Hacker News new | ask | show | jobs
by Nux 5052 days ago
Ok, I'm not a developer and I'm probably missing the big picture or smth; my question: - All this fuss is about hosting a few text files none bigger than several KB??

Who in this world does NOT afford to host a few small files nowadays?

3 comments

Performance is more dominated by latency than file size, and folks usually care about this more for page load time of a page than bandwidth cost. CDNs are usually better than hosting on your server directly, because they have better latency properties (many CDN endpoints which are more likely to be "closer" to the end user).

The advantage of sharing a CDN (as opposed to every site having it's own) is caching. If I visit website-a.com and they include jquery.js from cdnjs.com then I visit website-b.com that also uses the same file, I don't have to download it twice and website-b.com loads faster than if it served that file itself. That's the big win, IMO, but unfortunately depends on cdnjs having a high density of use. Even still, if you can shave a 100ms of the loading of your page that can matter.

The idea is that users wouldn't have to download the same jquery or whatever script over and over for every site they visit. It makes less sense when it comes to not-so-popular script files, but I guess there's a convenience factor too.
We need to extend the baseline notion of what the web is. If some nontrivial number of sites are using (say) jQuery, then it would be a good idea to have a way to declare "SCRIPT SRC jQuery version x.y.z" and let the browser figure out where it lives. Then you fetch it once, parse it once, and run it many times, no matter what site you may be visiting.

Or at the very least, we need some way to say "get this script from this URL, but only if it hashes to <this value>, since otherwise it's been compromised". Why worry about CDNs when you can design the script-switcheroo attack right out the system in the first place?

I wrote about this in June: http://rachelbythebay.com/w/2012/06/27/src/

It seems to me that the best way to handle this would be a content-addressable system with a more traditional fallback. You'd declare that you want file with SHA-256 (or whatever) hash of XYZ. If the browser has it, then you're done. If the browser knows where to find XYZ, then it can go off and grab it however it feels like. For compatibility, you'd also specify one or more traditional URLs where you think that content XYZ can be found, and the browser could use the hash to verify integrity.

The trouble with the current CDN setup is that you only get the maximum benefit if everybody uses the same CDN, but people don't necessarily want to trust Google or whoever to host code that their site relies on. With a content-addressable system with fallbacks, you'd get all the benefits of the CDNs with none of the drawbacks.

I think we already have this system - it's the browser's cache. Consider the following sequence of steps:

1) add the "SIG" values to the tags in the HTML page that have SRC attribute. Be it scripts, or images, or iframes, or what not. So far, we've just bloated the page a bit with no good effect for the user.

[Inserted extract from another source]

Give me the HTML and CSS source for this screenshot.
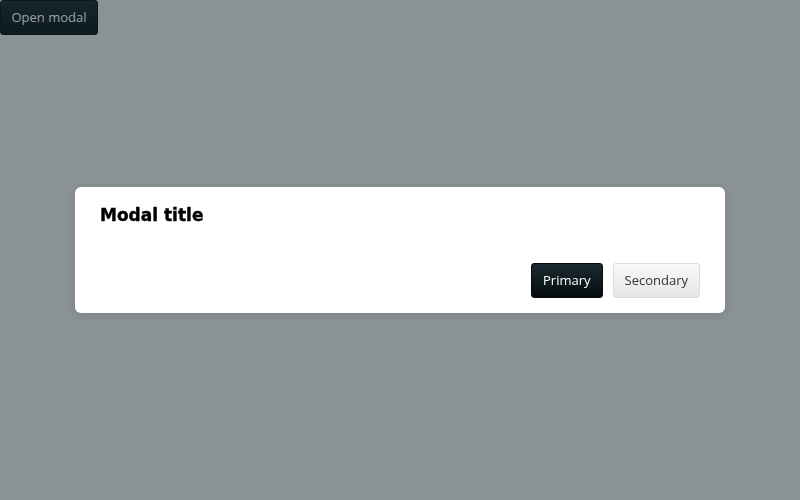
FILE: index.html
```html
<!DOCTYPE html>
<html>
<head>
<meta charset="utf-8">
<link rel="stylesheet" href="styles.css">
</head>
<body>
<button class="btn btn-open">Open modal</button>
<div class="backdrop">
  <div class="modal">
    <h2 class="modal-title">Modal title</h2>
    <div class="modal-footer">
      <button class="btn btn-primary">Primary</button>
      <button class="btn btn-secondary">Secondary</button>
    </div>
  </div>
</div>
</body>
</html>
```
FILE: styles.css
```css
html, body {
  margin: 0;
  padding: 0;
  width: 800px;
  height: 500px;
  background: #8a9295;
  font-family: "Open Sans", sans-serif;
  overflow: hidden;
}
.btn {
  font-family: "Open Sans", sans-serif;
  font-size: 13px;
  height: 35px;
  padding: 0 11px 2px;
  border-radius: 3px;
  cursor: pointer;
  box-sizing: border-box;
  white-space: nowrap;
}
.btn-open {
  display: block;
  width: 98px;
  padding: 0 0 2px;
  background: linear-gradient(#15262c, #0d1a1e);
  color: #9aa3a6;
  border: 1px solid #0d181c;
}
.backdrop {
  position: fixed;
  inset: 0;
  display: flex;
  align-items: center;
  justify-content: center;
}
.modal {
  width: 650px;
  box-sizing: border-box;
  background: #fff;
  border-radius: 6px;
  padding: 16px 25px 15px;
  box-shadow: 0 2px 8px rgba(0,0,0,0.12);
}
.modal-title {
  margin: 0;
  font-family: "DejaVu Sans", sans-serif;
  font-weight: 700;
  font-size: 17px;
  line-height: 24px;
  color: #000;
  -webkit-text-stroke: 0.4px #000;
}
.modal-footer {
  margin-top: 36px;
  display: flex;
  justify-content: flex-end;
  gap: 10px;
}
.btn-primary {
  background: linear-gradient(#1b2b31, #050b0d);
  color: #fff;
  border: 1px solid #050b0d;
}
.btn-secondary {
  background: linear-gradient(#f9f9f9, #e6e6e6);
  color: #333;
  border: 1px solid #dcdcdc;
}
```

2) update the code in the browser to calculate for each resource in the browser's cache the values of a few "frequently used" signatures, and allow the signature-based access to the content [compressed trie?], in addition to indexing the cache by the URL. Now, the "bloat markup" from step 1 starts to kick in - and you can reuse web-wide all sorts of resources - scripts, downloadable fonts, artwork, whatever. At this point the user spends the time only on the first download of the file, even if that file comes from a very slow VPS.

This approach could dramatically decrease the load on the CDNs for the frequently-repeated content, and get the latency down to near zero, so it would be much better than even the ISP-hosted CDNs.

Maybe anyone is reading this who is familiar with the FF/Chromium codebase to comment on the feasibility of such an approach ?

I'm a bit confused, how does this qualify as "we already have this system" when your step #2 is "update the code in the browser"?

Aside from that, yes, this sounds pretty much like what I'm thinking of.

I thought you had in mind a totally new content delivery mechanism to fetch the data by hash from the network, relative to that adding the content addressability to browser cache is near trivial. Apologies if I misunderstood.
Ok. So I didn't miss anything obvious. :-) This might have been handy back in the dial-up days, but not now. Now I see it as a security and stability risk.
CDNs get the content cached closer to the end user than you are likely to be yourself.

Round trip time is especially important when you're loading several assets in a single page.

CDNs also often provide higher availability than you can provide yourself

Using someone else's CDN is considerably cheaper than serving resources yourself. e.g. Using jquery from google cdn. Bandwidth costs for "small" javascript files start to add up once you have 100 million people loading it each day.

It's more about client performance through using shared cache assets than cost. Though I always worry about someone at a supposedly secure system (online banking for example) thinking its a bright idea as well.